A Realistic Approach to Democratization

Amitai Etzioni notes with clear-eyed regret that a stable Afghanistan will not be built by some tens of thousands, or even hundreds of thousands, of occupying foreign troops. Military force cannot resolve the deep political divisions of tribal Afghanistan. Like so many guerrilla fighters in so many lands, including earlier generations of Afghans, those who resist the foreign forces know that they win by not losing. An overstretched United States must reassess its objectives and scale back its goals from what we would like to do to what we actually can do. This is not an abandonment of Afghan democracy in principle, but it is a rather sobering recognition of the limits of American power and what we might realistically expect the future of Afghanistan to be.
Piki Ish-Shalom is equally clear-eyed and regretful when he notes that Bush administration failures may diminish enthusiasm for democracy-promotion in the future. We should remember that democratization was once the patrimony of liberals. Prior to this administration, it typically was presented as a liberal internationalist value, like human rights, not as an excuse for the naked exercise of national power. But by appropriating democratization and stripping it of its internationalism, neoconservatives (and the liberal hawks who supported them) have indeed damaged it. The hubris and remarkable lack of historical perspective that led the United States into its current situation of overstretch, now risks undermining not just the ability of the US to achieve its goals in the world, but indeed the perceived value of those goals themselves.
The neoconservative impulse was not, in my view, just a good idea gone wrong -- it was a bad idea from the beginning. Its very premise, that the US has the right and the power to invade and recast other nations, was fundamentally wrong. Many Americans can now see what was always obvious to most non-Americans (including most of our friends) - that contempt for international legality is not legitimized by moral certitude, and that aggression wrapped in democratic rhetoric is still aggression. Above all, as we have seen, it does not work.

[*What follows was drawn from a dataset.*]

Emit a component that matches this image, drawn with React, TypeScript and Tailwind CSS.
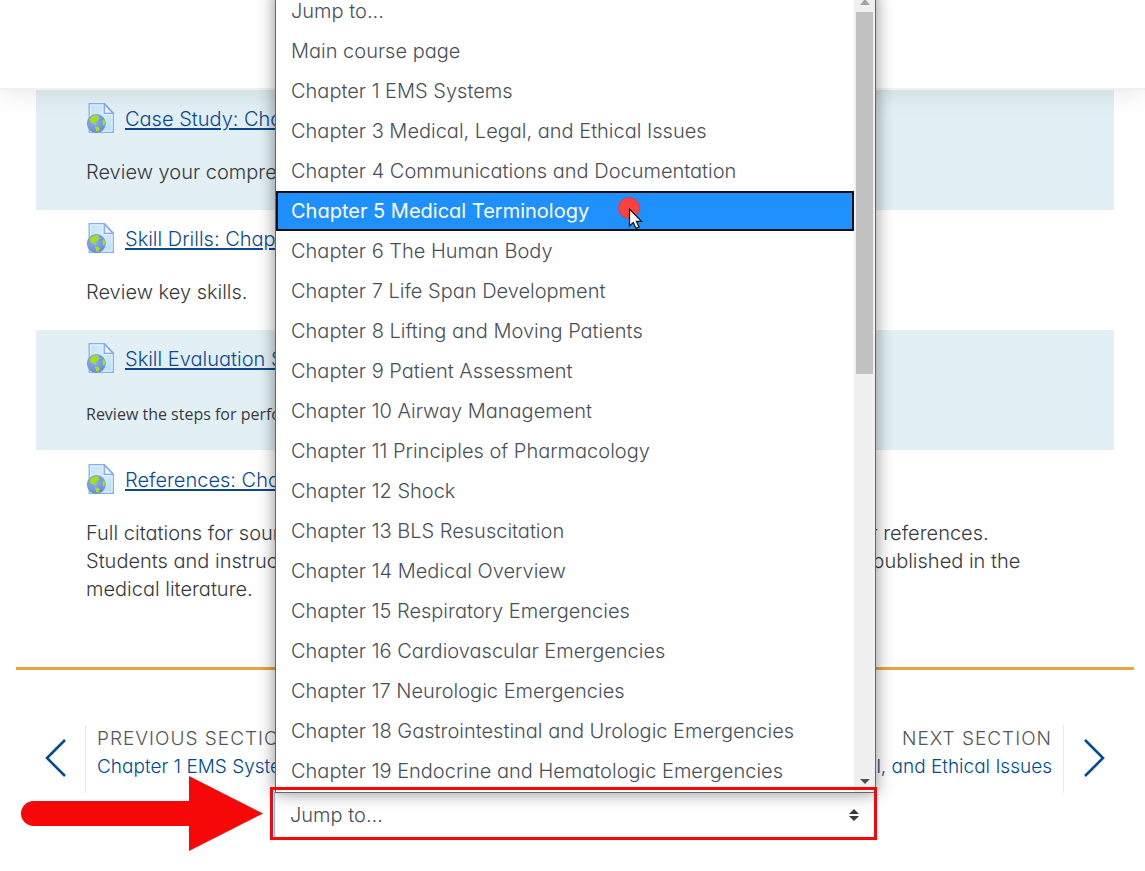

The Bush administration's glut of ambition and shortage of realism has undermined our ability to lead other nations, in too many ways to list. Many analysts of international politics have recognized for years the damage done by the Iraq war to our military, to our alliances, and to our credibility and moral authority. As the financial crisis continues in the weeks and months ahead, the dollar costs to America of two unpaid-for wars will also become increasingly apparent.
In Security First, Etzioni argues that if we want to lead other peoples, we need to rally them to causes that they share -- and that American-style democracy simply does not appeal to many "illiberal moderates" that we need as allies as we confront grave security challenges such as the risk of nuclear terrorism. Leaders must understand that they need followers, and that, ironically, we may be better able to lead others to democracy if we respect that they have other priorities, such as security and development.
Democracy-promotion need not necessarily be a permanent casualty of the Bush administration's failures. A more realistic and patient approach to democratization could be the basis for a more sustainable democracy agenda than the lurches to disaster that were Iraq and Afghanistan. Those who would build democracy must make it part of a long-term project, to be pursued through international consensus-building and hard and patient work, rather than through war. They also must understand and accept that democratization is a complex social phenomenon that typically takes decades, even centuries to develop. It simply cannot happen until most of the politically articulate groups in a society embrace it.
Since we were invited to relate this discussion to the upcoming US election, I would conclude by noting that a more realistic and sustainable democracy agenda will require a frank admission of the bankruptcy of neoconservative thinking. The next US President will need to really believe that freedom is not a regime to be imposed by invading armies, but rather a complex process to be patiently nurtured and encouraged. He must return the democracy agenda to its rightful home as an international, rather than a nationalist project. I imagine that many readers will wonder whether John McCain, who surrounds himself with so many unreformed neoconservatives, is capable of understanding this.